Carole Ferguson, head of investor research at CDP in London has issued dire warnings about Teck’s coking coal operations. Normalized to copper equivalent production, she says, Teck is higher on a copper equivalent unit cost basis than other companies, i.e. 8th place out of 12 and 6th place for emissions intensity reduction.
In short, “Teck is going to take a hit because of the coking coal market,” Ferguson says. Teck is having none of this, noting with veiled scorn Ferguson’s contention that with the Canadian carbon tax coming in, Teck margins will be squeezed to an amount payable equivalent of 3% – 14% of their revenue from Canadian operations.
“That’s incorrect,” says Chris Stannell, senior communications specialist with Teck. “As all of Teck’s operations in Canada are located in B.C. and Alberta, “we already pay carbon tax on our Canadian operations and have for almost a decade.”

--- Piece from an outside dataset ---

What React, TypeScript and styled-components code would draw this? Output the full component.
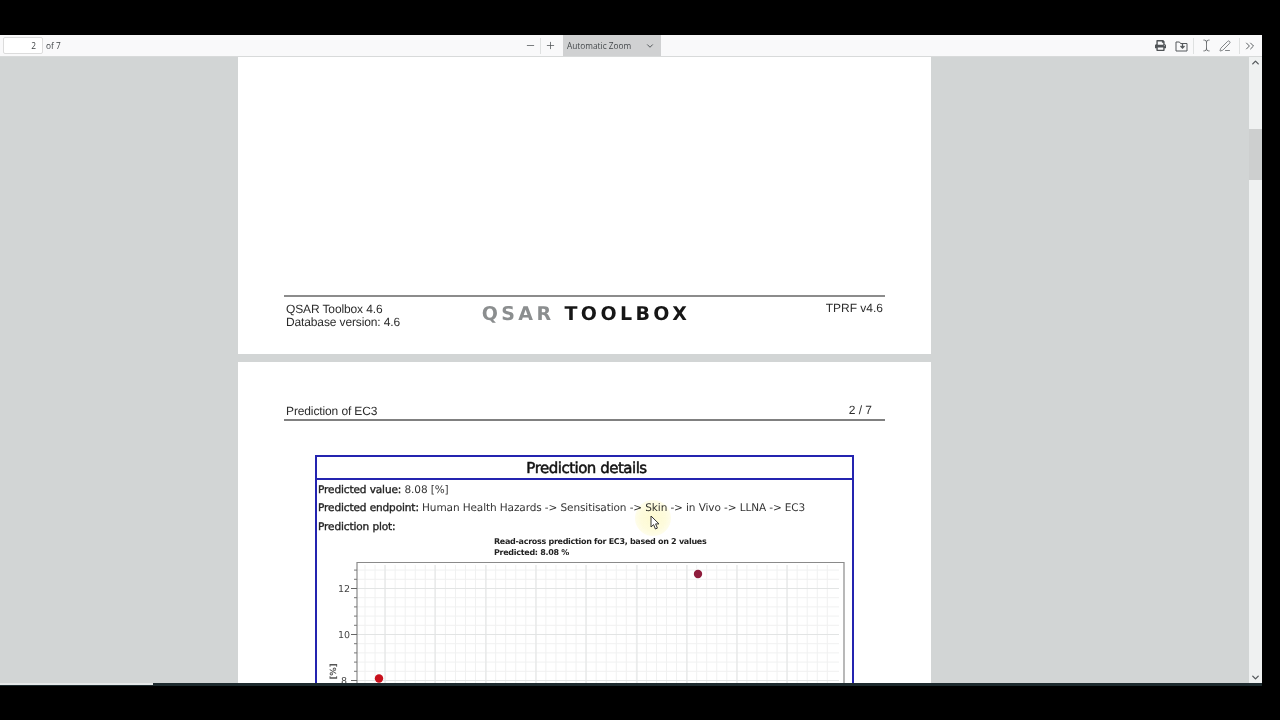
import React from 'react';
import styled, { createGlobalStyle } from 'styled-components';
import { ChevronDown, ChevronUp, ChevronsRight, Minus, PenLine, Plus, TextCursor } from 'lucide-react';
import { FaPrint } from 'react-icons/fa';

const GlobalStyle = createGlobalStyle`
  html, body {
    margin: 0;
    padding: 0;
    background: #000;
    overflow: hidden;
  }
`;

const range = (from: number, to: number, step: number) => {
  const out: number[] = [];
  for (let v = from; v <= to + 0.01; v += step) out.push(v);
  return out;
};

const Chart = () => (
  <ChartSvg viewBox="0 0 534 145" width="534" height="145">
    {range(48, 517, 10.05).map(x => (
      <line key={x} x1={x} x2={x} y1="4" y2="145" stroke="#f0f1f1" strokeWidth="1" />
    ))}
    {range(9.1, 145, 9.2).map(y => (
      <line key={y} x1="40" x2="522" y1={y} y2={y} stroke="#f0f1f1" strokeWidth="1" />
    ))}
    {[68, 118, 169, 219, 269, 320, 370, 420, 470].map(x => (
      <line key={x} x1={x} x2={x} y1="4" y2="145" stroke="#e2e4e4" strokeWidth="1" />
    ))}
    {[27.5, 73.5, 119.5].map(y => (
      <line key={y} x1="40" x2="522" y1={y} y2={y} stroke="#e2e4e4" strokeWidth="1" />
    ))}
    <path d="M40 145V1.500H527V145" fill="none" stroke="#8a8a8a" strokeWidth="1.2" />
    {range(9.1, 145, 9.2).map(y => (
      <line key={y} x1="37" x2="40" y1={y} y2={y} stroke="#777" strokeWidth="1" />
    ))}
    {[27.5, 73.5, 119.5].map(y => (
      <line key={y} x1="34" x2="40" y1={y} y2={y} stroke="#666" strokeWidth="1" />
    ))}
    <AxisText x="27" y="31" textAnchor="middle">12</AxisText>
    <AxisText x="27" y="77" textAnchor="middle">10</AxisText>
    <AxisText x="27" y="122.500" textAnchor="middle">8</AxisText>
    <AxisLabel transform="translate(19 139.500) rotate(-90)">EC3 [%]</AxisLabel>
    <circle cx="62" cy="117.500" r="4.2" fill="#c8101c" />
    <circle cx="381" cy="13" r="4.2" fill="#8e1c3c" />
  </ChartSvg>
);

const SaveIcon = () => (
  <svg width="13" height="12" viewBox="0 0 13 12" fill="none" stroke="#55595c" strokeWidth="1">
    <path d="M1 2h3.500l1 1.500H12V11H1z" />
    <path d="M7.500 3.500v4M5.500 6l2 2 2-2" strokeWidth="1.300" />
  </svg>
);

export default function App() {
  return (
    <>
      <GlobalStyle />
      <Screen>
        <TopBand />
        <Viewer>
          <Toolbar>
            <PagerGroup>
              <PageInput>2</PageInput>
              <PageCount>of 7</PageCount>
            </PagerGroup>
            <ZoomGroup>
              <ZoomButton><Minus size={11} strokeWidth={1.6} /></ZoomButton>
              <ToolDivider />
              <ZoomButton><Plus size={11} strokeWidth={1.6} /></ZoomButton>
              <ZoomSelect>
                Automatic Zoom
                <ChevronDown size={10} strokeWidth={2.4} color="#55595c" />
              </ZoomSelect>
            </ZoomGroup>
            <ToolsGroup>
              <ToolIcon><FaPrint size={11} /></ToolIcon>
              <ToolIcon $left={3}><SaveIcon /></ToolIcon>
              <ToolDivider $left={3} />
              <ToolIcon $left={3}><TextCursor size={13} strokeWidth={1.4} /></ToolIcon>
              <ToolIcon $left={1}><PenLine size={12} strokeWidth={1.4} /></ToolIcon>
              <ToolDivider $left={5} />
              <ToolIcon $left={1}><ChevronsRight size={14} strokeWidth={1.6} /></ToolIcon>
            </ToolsGroup>
          </Toolbar>
          <Workspace>
            <Pages>
              <FirstSheet>
                <SheetFooter>
                  <FooterInfo>
                    QSAR Toolbox 4.6
                    <br />
                    Database version: 4.6
                  </FooterInfo>
                  <Logo>
                    <LogoGrey>QSAR</LogoGrey> TOOLBOX
                  </Logo>
                  <FooterVersion>TPRF v4.6</FooterVersion>
                </SheetFooter>
              </FirstSheet>
              <SecondSheet>
                <SheetHeader>
                  <HeaderTitle>Prediction of EC3</HeaderTitle>
                  <PageNumber>2 / 7</PageNumber>
                </SheetHeader>
                <DetailsBox>
                  <DetailsTitle>Prediction details</DetailsTitle>
                  <DetailsBody>
                    <DetailRow>
                      <DetailKey>Predicted value:</DetailKey> 8.08 [%]
                    </DetailRow>
                    <DetailRow>
                      <DetailKey>Predicted endpoint:</DetailKey> Human Health Hazards -&gt; Sensitisation -&gt; Skin -&gt; in Vivo -&gt; LLNA -&gt; EC3
                    </DetailRow>
                    <DetailRow>
                      <DetailKey>Prediction plot:</DetailKey>
                    </DetailRow>
                    <ChartCaption>
                      Read-across prediction for EC3, based on 2 values
                      <br />
                      Predicted: 8.08 %
                    </ChartCaption>
                    <Chart />
                  </DetailsBody>
                </DetailsBox>
              </SecondSheet>
            </Pages>
            <ScrollTrack>
              <ChevronUp size={11} strokeWidth={3} color="#55595c" />
              <ScrollThumb />
              <ScrollRest />
              <ChevronDown size={11} strokeWidth={3} color="#55595c" />
            </ScrollTrack>
          </Workspace>
        </Viewer>
        <BottomEdge>
          <BottomLight />
        </BottomEdge>
        <Highlight />
        <Pointer width="11" height="15" viewBox="0 0 11 15">
          <path d="M1 1v11l2.600-2.400L5.400 14l2-.9-1.800-4.200H9z" fill="#fff" stroke="#333" strokeWidth="1" />
        </Pointer>
      </Screen>
    </>
  );
}

const Screen = styled.div`
  position: relative;
  width: 1280px;
  height: 720px;
  background: #000;
  overflow: hidden;
  filter: blur(0.35px);
`;

const TopBand = styled.div`
  height: 35px;
`;

const Viewer = styled.div`
  width: 1262px;
  height: 648px;
  display: flex;
  flex-direction: column;
  background: #d2d5d5;
`;

const Toolbar = styled.div`
  height: 22px;
  flex-shrink: 0;
  display: flex;
  align-items: center;
  background: #f9f9fa;
  border-bottom: 1px solid #d8dada;
  box-sizing: border-box;
  font-family: 'Open Sans', 'Liberation Sans', sans-serif;
  font-size: 8.300px;
  color: #3f4346;
`;

const PagerGroup = styled.div`
  width: 520px;
  flex-shrink: 0;
  display: flex;
  align-items: center;
  padding-left: 3px;
  box-sizing: border-box;
`;

const PageInput = styled.div`
  width: 40px;
  height: 17px;
  box-sizing: border-box;
  padding-right: 6px;
  background: #fff;
  border: 1px solid #dcdcdc;
  border-radius: 2px;
  text-align: right;
  line-height: 15px;
`;

const PageCount = styled.span`
  margin-left: 3px;
`;

const ZoomGroup = styled.div`
  display: flex;
  align-items: center;
  height: 100%;
`;

const ZoomButton = styled.div`
  width: 20px;
  display: flex;
  justify-content: center;
  color: #4a4e51;

  & + div + & {
    margin-left: -1px;
  }
`;

const ToolDivider = styled.div<{ $left?: number }>`
  width: 1px;
  height: 16px;
  margin-left: ${props => props.$left || 0}px;
  background: #dfe1e1;
`;

const ZoomSelect = styled.div`
  width: 98px;
  height: 21px;
  margin-left: 3px;
  padding: 0 6px 0 4px;
  box-sizing: border-box;
  display: flex;
  align-items: center;
  justify-content: space-between;
  background: #d0d1d2;
  color: #44484b;
`;

const ToolsGroup = styled.div`
  margin-left: auto;
  display: flex;
  align-items: center;
  padding-right: 3px;
  color: #4f5356;
`;

const ToolIcon = styled.div<{ $left?: number }>`
  width: 18px;
  margin-left: ${props => props.$left || 0}px;
  display: flex;
  justify-content: center;
`;

const Workspace = styled.div`
  flex: 1;
  min-height: 0;
  display: flex;
`;

const Pages = styled.div`
  flex: 1;
  min-width: 0;
  overflow: hidden;
  padding-left: 238px;
  font-family: 'Liberation Sans', Arial, sans-serif;
  color: #2c2c2c;
  text-rendering: geometricPrecision;
`;

const Sheet = styled.div`
  width: 693px;
  box-sizing: border-box;
  background: #fff;
  padding: 0 46px;
`;

const FirstSheet = styled(Sheet)`
  height: 297px;
  margin-bottom: 8px;
  display: flex;
  flex-direction: column;
  justify-content: flex-end;
`;

const SheetFooter = styled.div`
  height: 59px;
  box-sizing: border-box;
  border-top: 2px solid #8c8c8c;
  display: grid;
  grid-template-columns: 1fr auto 1fr;
  padding: 6px 2px 0;
  font-size: 12px;
  line-height: 13px;
`;

const FooterInfo = styled.div`
  letter-spacing: -0.13px;
`;

const Logo = styled.div`
  font-family: 'DejaVu Sans', sans-serif;
  font-weight: 700;
  font-size: 19px;
  line-height: 22px;
  letter-spacing: 3.400px;
  color: #161616;
  margin: 0 0 0 3px;
  white-space: pre;
`;

const LogoGrey = styled.span`
  color: #8b8e8f;
`;

const FooterVersion = styled.div`
  text-align: right;
  margin-top: -1px;
`;

const SecondSheet = styled(Sheet)`
  height: 400px;
  padding-top: 42px;
`;

const SheetHeader = styled.div`
  display: flex;
  justify-content: space-between;
  height: 15px;
  padding: 0 13px 0 2px;
  font-size: 12px;
  line-height: 14px;
  border-bottom: 2px solid #808080;
`;

const HeaderTitle = styled.span`
  letter-spacing: -0.12px;
`;

const PageNumber = styled.span`
  margin-top: -1px;
`;

const DetailsBox = styled.div`
  width: 539px;
  margin: 34px 0 0 31px;
  box-sizing: border-box;
  border: 2px solid #2424b0;
  border-bottom: 0;
  font-family: Tahoma, 'DejaVu Sans', sans-serif;
  color: #333;
`;

const DetailsTitle = styled.div`
  height: 23px;
  box-sizing: border-box;
  border-bottom: 2px solid #2424b0;
  padding-left: 4px;
  text-align: center;
  font-size: 15px;
  line-height: 23px;
  color: #111;
  letter-spacing: -0.5px;
  -webkit-text-stroke: 0.5px #111;
`;

const DetailsBody = styled.div`
  padding: 0.500px 0 0 1px;
`;

const DetailRow = styled.div`
  height: 18.500px;
  font-size: 10.500px;
  line-height: 18.500px;
  letter-spacing: -0.1px;
  white-space: nowrap;
`;

const DetailKey = styled.span`
  color: #222;
  -webkit-text-stroke: 0.35px #222;
`;

const ChartCaption = styled.div`
  margin-left: 176px;
  font-size: 8px;
  font-weight: 700;
  line-height: 11px;
  letter-spacing: -0.29px;
  color: #222;
  white-space: nowrap;
`;

const ChartSvg = styled.svg`
  display: block;
  margin: 2.500px 0 0 -1px;
`;

const AxisText = styled.text`
  font-family: 'DejaVu Sans', sans-serif;
  font-size: 9.500px;
  fill: #444;
`;

const AxisLabel = styled.text`
  font-family: 'DejaVu Sans', sans-serif;
  font-size: 8.500px;
  font-weight: 700;
  fill: #555;
`;

const ScrollTrack = styled.div`
  width: 13px;
  flex-shrink: 0;
  display: flex;
  flex-direction: column;
  align-items: center;
  background: #eff1f1;
`;

const ScrollThumb = styled.div`
  width: 100%;
  height: 51px;
  margin-top: 61px;
  background: #cdcfcf;
`;

const ScrollRest = styled.div`
  flex: 1;
`;

const BottomEdge = styled.div`
  width: 1262px;
  height: 3px;
  background: #1d2a2e;
`;

const BottomLight = styled.div`
  width: 153px;
  height: 2px;
  background: #e6e8e8;
`;

const Highlight = styled.div`
  position: absolute;
  left: 635px;
  top: 500px;
  width: 36px;
  height: 36px;
  border-radius: 50%;
  background: radial-gradient(circle, rgba(252, 246, 170, 0.55) 0%, rgba(252, 246, 170, 0.4) 50%, rgba(252, 246, 170, 0) 100%);
  mix-blend-mode: multiply;
`;

const Pointer = styled.svg`
  position: absolute;
  left: 650px;
  top: 515px;
`;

Moreover, “the emissions intensity of our steelmaking coal production is less than half that of the industry average and the emissions intensity of our copper production is 35% below the industry average.”
Why do duelling reports like these matter in a discussion about carbon pricing? Because of investors. Steeghs says since the U.S. stepped away from the Paris climate change agreement, carbon pricing has become “a hot topic” in the investment community. So much so they’re increasing pressure on mining companies for greater transparency over what’s being done to manage climate change.
“A lot of it was driven by companies having material financial risk, the most obvious one being regulations around climate change, with carbon pricing the most evident form,” says Steeghs.
All of this is stoked, he adds, by companies in the U.S.
going insolvent as a result of regulations targetting carbon emissions.
Hence the concern among investors in Canada.
“A carbon tax could have a material impact, particularly on mining or oil and gas,” says Steeghs. Carbon pricing “is a bit of a patchwork across the provinces now,” but that could change with Ottawa’s drive towards a $50 per tonne target by 2021.
Investors’ questions: What is the risk? How material is it? Most important of all: is there a strategy in place to deal with the risk?